Dataset excerpt:
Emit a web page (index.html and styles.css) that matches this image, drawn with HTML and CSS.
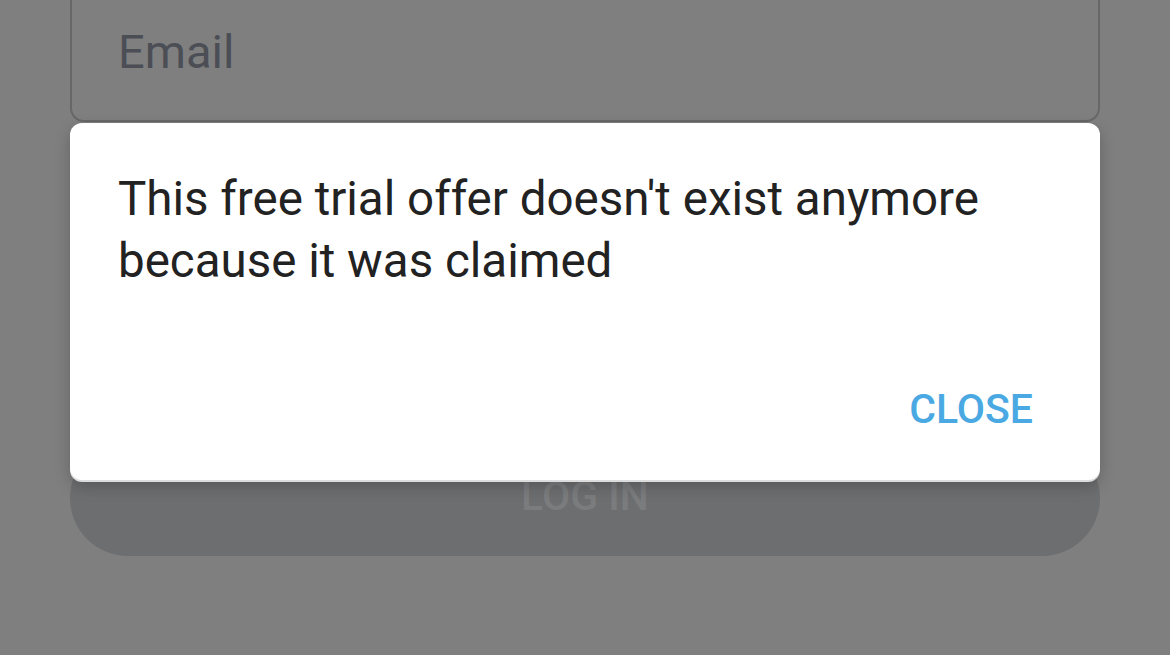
FILE: index.html
```html
<!DOCTYPE html>
<html lang="en">
<head>
    <meta charset="UTF-8">
    <meta name="viewport" content="width=device-width, initial-scale=1.0">
    <title>Log in</title>
    <link rel="stylesheet" href="styles.css">
</head>
<body>
    <form class="login">
        <div class="field field-email">
            <span class="placeholder">Email</span>
        </div>
        <div class="field field-password"></div>
        <button type="button" class="login-btn">LOG IN</button>
    </form>

    <!-- 弹窗：试用已被领取 -->
    <div class="dialog">
        <p class="dialog-msg">This free trial offer doesn't exist anymore because it was claimed</p>
        <div class="dialog-actions">
            <button type="button" class="close">CLOSE</button>
        </div>
    </div>
</body>
</html>
```

FILE: styles.css
```css
*{
    box-sizing: border-box;
}
body{
    margin: 0;
    height: 655px;
    overflow: hidden;
    background: #7f7f7f;
    font-family: Roboto, "Liberation Sans", sans-serif;
}
.login{
    display: flex;
    flex-direction: column;
    gap: 30px;
    padding: 0 70px;
    margin-top: -80px;
}
.field{
    display: flex;
    align-items: center;
    padding: 0 46px;
    border: 2px solid #676767;
    border-radius: 14px;
}
.field-email{
    height: 202px;
    padding-top: 60px;
}
.field-password{
    height: 258px;
}
.placeholder{
    font-size: 47px;
    color: #4b4e55;
}
.login-btn{
    height: 116px;
    border: none;
    border-radius: 58px;
    background: #6d6e70;
    color: #7b7c7e;
    font-family: inherit;
    font-size: 41px;
    font-weight: 500;
    padding: 0 0 4px;
}
/* 弹窗盖在表单上面 */
.dialog{
    position: absolute;
    top: 123px;
    left: 70px;
    width: 1030px;
    height: 357px;
    display: flex;
    flex-direction: column;
    background: #fff;
    border-radius: 12px;
    box-shadow: 0 2px 0 #dcdcdc, 0 6px 16px rgba(0,0,0,.22);
}
.dialog-msg{
    margin: 0;
    padding: 45px 48px 0;
    font-size: 47.5px;
    line-height: 62px;
    color: #222;
}
.dialog-actions{
    margin-top: auto;
    display: flex;
    justify-content: flex-end;
    padding: 0 49px 43px 0;
}
.close{
    border: none;
    background: none;
    padding: 8px 18px;
    font-family: inherit;
    font-size: 41px;
    line-height: 40px;
    font-weight: 500;
    color: #4aa9e2;
}
```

Exercise:
Write out each line of the data exactly; the images should be left out.

Exercise response:
Emit a web page (index.html and styles.css) that matches this image, drawn with HTML and CSS.
FILE: index.html
```html
<!DOCTYPE html>
<html lang="en">
<head>
    <meta charset="UTF-8">
    <meta name="viewport" content="width=device-width, initial-scale=1.0">
    <title>Log in</title>
    <link rel="stylesheet" href="styles.css">
</head>
<body>
    <form class="login">
        <div class="field field-email">
            <span class="placeholder">Email</span>
        </div>
        <div class="field field-password"></div>
        <button type="button" class="login-btn">LOG IN</button>
    </form>

    <!-- 弹窗：试用已被领取 -->
    <div class="dialog">
        <p class="dialog-msg">This free trial offer doesn't exist anymore because it was claimed</p>
        <div class="dialog-actions">
            <button type="button" class="close">CLOSE</button>
        </div>
    </div>
</body>
</html>
```

FILE: styles.css
```css
*{
    box-sizing: border-box;
}
body{
    margin: 0;
    height: 655px;
    overflow: hidden;
    background: #7f7f7f;
    font-family: Roboto, "Liberation Sans", sans-serif;
}
.login{
    display: flex;
    flex-direction: column;
    gap: 30px;
    padding: 0 70px;
    margin-top: -80px;
}
.field{
    display: flex;
    align-items: center;
    padding: 0 46px;
    border: 2px solid #676767;
    border-radius: 14px;
}
.field-email{
    height: 202px;
    padding-top: 60px;
}
.field-password{
    height: 258px;
}
.placeholder{
    font-size: 47px;
    color: #4b4e55;
}
.login-btn{
    height: 116px;
    border: none;
    border-radius: 58px;
    background: #6d6e70;
    color: #7b7c7e;
    font-family: inherit;
    font-size: 41px;
    font-weight: 500;
    padding: 0 0 4px;
}
/* 弹窗盖在表单上面 */
.dialog{
    position: absolute;
    top: 123px;
    left: 70px;
    width: 1030px;
    height: 357px;
    display: flex;
    flex-direction: column;
    background: #fff;
    border-radius: 12px;
    box-shadow: 0 2px 0 #dcdcdc, 0 6px 16px rgba(0,0,0,.22);
}
.dialog-msg{
    margin: 0;
    padding: 45px 48px 0;
    font-size: 47.5px;
    line-height: 62px;
    color: #222;
}
.dialog-actions{
    margin-top: auto;
    display: flex;
    justify-content: flex-end;
    padding: 0 49px 43px 0;
}
.close{
    border: none;
    background: none;
    padding: 8px 18px;
    font-family: inherit;
    font-size: 41px;
    line-height: 40px;
    font-weight: 500;
    color: #4aa9e2;
}
```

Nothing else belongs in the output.